NEXTGATe writing group

Andrea Gaynor, The University of Western Australia (Perth)

This initiative emerged from a seed of an idea at the ESEH conference in Tallinn, reinforced by the agenda set by the Next Generation Action Team in a 2020 Notepad. Roberta Biasillo, Noémi Ujházy, Simone Schleper, Elena Kochetkova and Andrea Gaynor worked together to develop a format and call for expressions of interest in joining the group, then compiled and circulated a programme. The sessions, held via zoom, commenced in February 2021 and ran monthly through to June, attended by around fourteen early career researchers and three senior scholars. Two group members pre-circulated work for discussion in each session. After a brief introduction by one author, group members provided their feedback on the work for around 45 minutes, before moving on to a similar discussion of the other author’s paper. Contributions included thesis chapters, book chapters, conference papers and journal articles, as well as a series of online stories.

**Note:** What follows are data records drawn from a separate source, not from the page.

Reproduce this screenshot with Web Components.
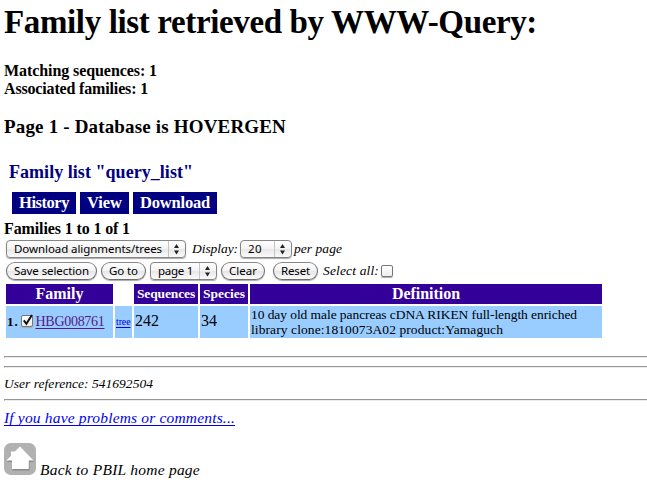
<!DOCTYPE html>
<html lang="en">
<head>
<meta charset="utf-8">
<title>Family list</title>
<style>
html,body{margin:0;background:#fff;color:#000;font-family:"Liberation Serif","Times New Roman",serif}
</style>
</head>
<body>
<family-page></family-page>
<script>
function define(name, markup, setup){
  customElements.define(name, class extends HTMLElement{
    connectedCallback(){
      if(this.shadowRoot) return;
      this.attachShadow({mode:"open"}).innerHTML = markup;
      if(setup) setup(this);
    }
  });
}

/* Text run tracked to an exact advance width: w = width, s = font size, lh = line height */
define("fit-text", `<style>
:host{display:block;white-space:pre;flex:none}
span{display:inline-block;vertical-align:top}
:host([link]) span{text-decoration:underline;text-decoration-thickness:1px;text-underline-offset:1.5px;text-decoration-skip-ink:none}
</style><span><slot></slot></span>`, el => {
  const s = parseFloat(el.getAttribute("s")), w = parseFloat(el.getAttribute("w"));
  el.style.fontSize = s + "px";
  el.style.lineHeight = (el.getAttribute("lh") || 20) + "px";
  el.style.width = w + "px";
  const span = el.shadowRoot.querySelector("span");
  const natural = span.getBoundingClientRect().width;
  span.style.letterSpacing = (w - natural) / el.textContent.length + "px";
});

define("menu-tab", `<style>
:host{display:flex;box-sizing:border-box;height:22px;padding-left:7px;background:#000080;color:#fff;font-weight:bold}
</style><slot></slot>`);

define("push-button", `<style>
:host{display:flex;justify-content:center;box-sizing:border-box;height:18px;border:1px solid #6e6e6e;border-top-color:#888;border-radius:9px;
background:linear-gradient(#fff 0,#f3f3f3 48%,#e6e6e6 52%,#fbfbfb 100%);box-shadow:0 1px 1px #aaa;font-family:"Noto Sans","Open Sans",sans-serif;font-weight:400}
</style><slot></slot>`);

define("pop-up", `<style>
:host{display:flex;justify-content:space-between;box-sizing:border-box;height:18px;border:1px solid #858585;border-radius:4px;padding-left:7px;
background:linear-gradient(#fff 0,#f3f3f3 48%,#e8e8e8 52%,#fafafa 100%);box-shadow:0 1px 1px #aaa;font-family:"Noto Sans","Open Sans",sans-serif;font-weight:400}
svg{display:block;width:17px;height:16px;flex:none}
</style><slot></slot><svg viewBox="0 0 17 16"><path d="M.5 0V16" stroke="#c5c5c5"/><path d="M6 7 8.5 3 11 7ZM6 9.5 8.5 13.5 11 9.5Z" fill="#222"/></svg>`);

define("check-box", `<style>
:host{display:block;box-sizing:border-box;width:12px;height:12px;border:1px solid #777;border-radius:2px;background:linear-gradient(#fff,#eee);box-shadow:0 1px 1px #aaa}
svg{display:none;overflow:visible}
:host([checked]) svg{display:block}
</style><svg width="10" height="10"><path d="M1.8 4.3 4.4 7.8 10 -1" fill="none" stroke="#111" stroke-width="2"/></svg>`);

define("grid-cell", `<style>
:host{display:flex;box-sizing:border-box;background:#99ccff}
:host([head]){background:#330099;color:#fff;font-weight:bold;justify-content:center}
:host([blank]){background:none}
</style><slot></slot>`);

define("rule-line", `<style>
:host{display:block;height:2px;box-sizing:border-box;border-top:1px solid #949494;border-bottom:1px solid #ececec;border-left:1px solid #999}
</style>`);

define("home-icon", `<style>:host{display:block;width:32px;height:32px}svg{display:block}</style>
<svg width="32" height="32" viewBox="0 0 32 32"><rect width="32" height="32" rx="7" fill="#b1b1b1"/>
<path d="M3 19 7.5 14V9.5H11L16.5 4.5 30 19H25.5V27.5H8.5V19Z" fill="#888"/>
<path d="M2.5 17.5 7 12.8V8.5H10.8L16 3.5 29.5 17.5H24.8V26H8V17.5Z" fill="#fff"/></svg>`);

define("family-table", `<style>
:host{display:grid;grid-template-columns:107px 17px 64px 48px 352px;grid-template-rows:20px 32px;gap:2px}
grid-cell.fam{padding:8px 0 0 1px}
check-box{margin:1px 3px 0 2px}
a{color:#551a8b;text-decoration:none}
a.tree{color:#0000ee}
.tree,.num{padding:5px 0 0 1px}
a.tree{padding:0}
.def{flex-direction:column;padding:1px 0 0 1px}
</style>
<grid-cell head><fit-text s="16" w="48">Family</fit-text></grid-cell>
<grid-cell blank></grid-cell>
<grid-cell head><fit-text s="13.5" w="58">Sequences</fit-text></grid-cell>
<grid-cell head><fit-text s="13.5" w="42">Species</fit-text></grid-cell>
<grid-cell head><fit-text s="16" w="68">Definition</fit-text></grid-cell>
<grid-cell class="fam"><fit-text s="13" w="11.5" lh="16" style="font-weight:bold">1.</fit-text><check-box checked></check-box><a href="#"><fit-text s="14" w="69" lh="16" link>HBG008761</fit-text></a></grid-cell>
<grid-cell class="tree"><a class="tree" href="#"><fit-text s="10" w="14.5" lh="22" link>tree</fit-text></a></grid-cell>
<grid-cell class="num"><fit-text s="16" w="24">242</fit-text></grid-cell>
<grid-cell class="num"><fit-text s="16" w="16">34</fit-text></grid-cell>
<grid-cell class="def"><fit-text s="13.5" w="326" lh="15">10 day old male pancreas cDNA RIKEN full-length enriched</fit-text><fit-text s="13.5" w="252" lh="15">library clone:1810073A02 product:Yamaguch</fit-text></grid-cell>`);

define("query-controls", `<style>
:host{display:grid;row-gap:4px}
div{display:flex;height:18px}
i{display:block;margin-top:-1px}
</style>
<div><pop-up style="width:180px"><fit-text s="11.5" w="148" lh="16">Download alignments/trees</fit-text></pop-up>
<i style="margin-left:6px"><fit-text s="13.5" w="46">Display:</fit-text></i>
<pop-up style="width:52px;margin-left:2px"><fit-text s="11.5" w="14" lh="16">20</fit-text></pop-up>
<i style="margin-left:2px"><fit-text s="13.5" w="48">per page</fit-text></i></div>
<div><push-button style="width:91px"><fit-text s="11.5" w="75" lh="16">Save selection</fit-text></push-button>
<push-button style="width:45px;margin-left:4px"><fit-text s="11.5" w="29" lh="16">Go to</fit-text></push-button>
<pop-up style="width:67px;margin-left:4px"><fit-text s="11.5" w="35" lh="16">page 1</fit-text></pop-up>
<push-button style="width:44px;margin-left:4px"><fit-text s="11.5" w="28" lh="16">Clear</fit-text></push-button>
<push-button style="width:45px;margin-left:8px"><fit-text s="11.5" w="29" lh="16">Reset</fit-text></push-button>
<i style="margin-left:5px"><fit-text s="13.5" w="56">Select all:</fit-text></i>
<check-box style="margin:3px 0 0 2px"></check-box></div>`);

define("family-page", `<style>
:host{display:flow-root;width:647px;height:496px;overflow:hidden}
main{padding-left:4px}
h1,h2,h3,h4{margin:0;font-weight:bold}
h1{margin-top:4px}
.counts{margin-top:22px}
.db{margin-top:19px}
.title{margin:25px 0 0 5px;color:#000080}
nav{display:flex;gap:4px;margin:10px 0 0 8px}
.shown{margin-top:5px}
query-controls{margin:2px 0 0 2px}
family-table{margin:4px 0 18px 2px}
rule-line + rule-line{margin-top:8px}
i{display:block}
.user{margin:6px 0 5px}
a{color:#0000ee;text-decoration:none}
.comments{margin-top:7px}
footer{display:flex;gap:4px;margin-top:15px;align-items:flex-start}
footer i{margin-top:17px}
</style>
<main>
<h1><fit-text s="33" w="533" lh="36">Family list retrieved by WWW-Query:</fit-text></h1>
<h4 class="counts"><fit-text s="16" w="153" lh="18">Matching sequences: 1</fit-text><fit-text s="16" w="144" lh="18">Associated families: 1</fit-text></h4>
<h2 class="db"><fit-text s="19" w="282" lh="20">Page 1 - Database is HOVERGEN</fit-text></h2>
<h3 class="title"><fit-text s="18" w="184" lh="20">Family list "query_list"</fit-text></h3>
<nav><menu-tab style="width:64px"><fit-text s="16.5" w="50" lh="21">History</fit-text></menu-tab><menu-tab style="width:49px"><fit-text s="16.5" w="35" lh="21">View</fit-text></menu-tab><menu-tab style="width:84px"><fit-text s="16.5" w="70" lh="21">Download</fit-text></menu-tab></nav>
<h4 class="shown"><fit-text s="16" w="126" lh="19">Families 1 to 1 of 1</fit-text></h4>
<query-controls></query-controls>
<family-table></family-table>
<rule-line></rule-line><rule-line></rule-line>
<i class="user"><fit-text s="13.5" w="149" lh="20">User reference: 541692504</fit-text></i>
<rule-line></rule-line>
<i class="comments"><a href="#"><fit-text s="15.5" w="231" lh="20" link>If you have problems or comments...</fit-text></a></i>
<footer><home-icon></home-icon><i><fit-text s="15.5" w="160" lh="20">Back to PBIL home page</fit-text></i></footer>
</main>`);
</script>
</body>
</html>
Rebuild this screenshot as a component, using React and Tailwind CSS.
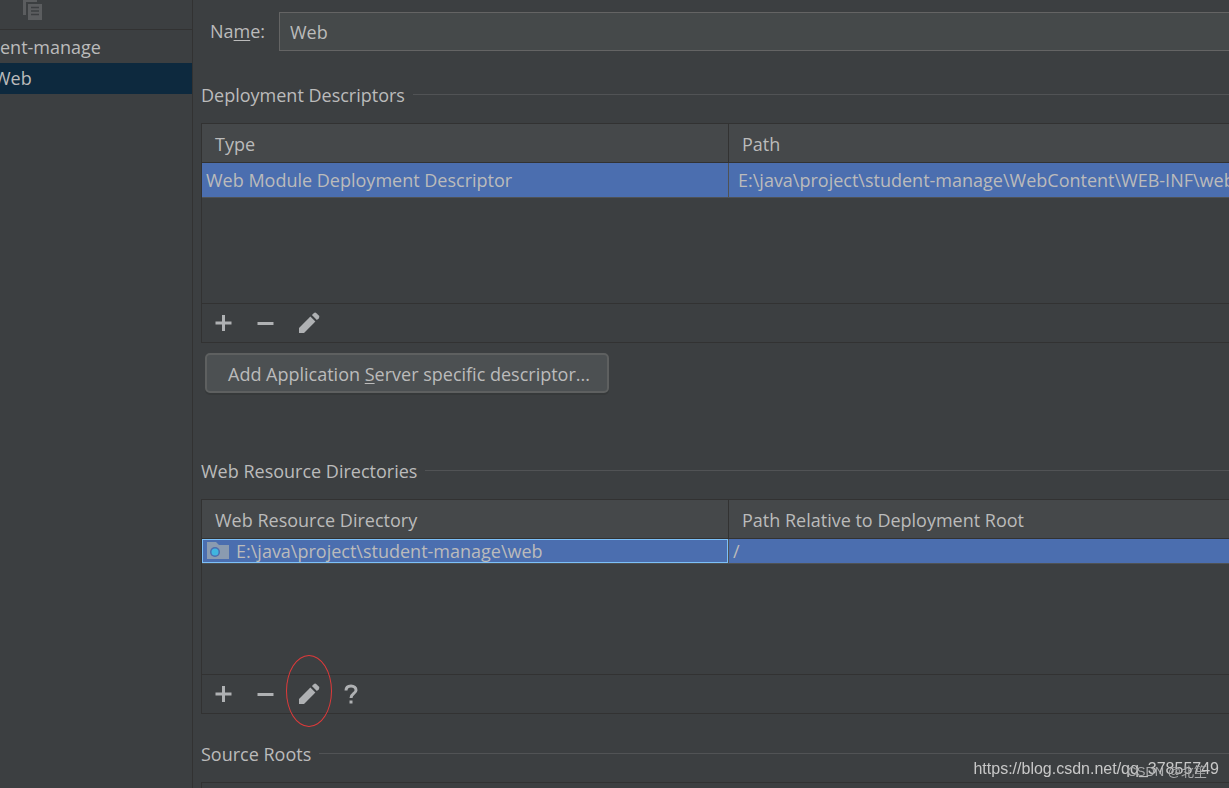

The conversations were always lively and collegial, providing encouragement, support and good humour, as well as suggesting potential literatures with which to engage, and improvements in framing, structure and style. While the principal beneficiaries were the authors, the entire group enjoyed learning about the wide range of topics discussed – from the British South Africa Company administration’s responses to drought, to lost stories of yoghurt – while honing our skills in preparing research for publication. The group, which encompassed members from across Europe as well as Australia and South Africa, looks forward to seeing the fruits of our labours in print. This initiative has proven so valuable – and indeed fun – that it will be continued in some form: watch this space!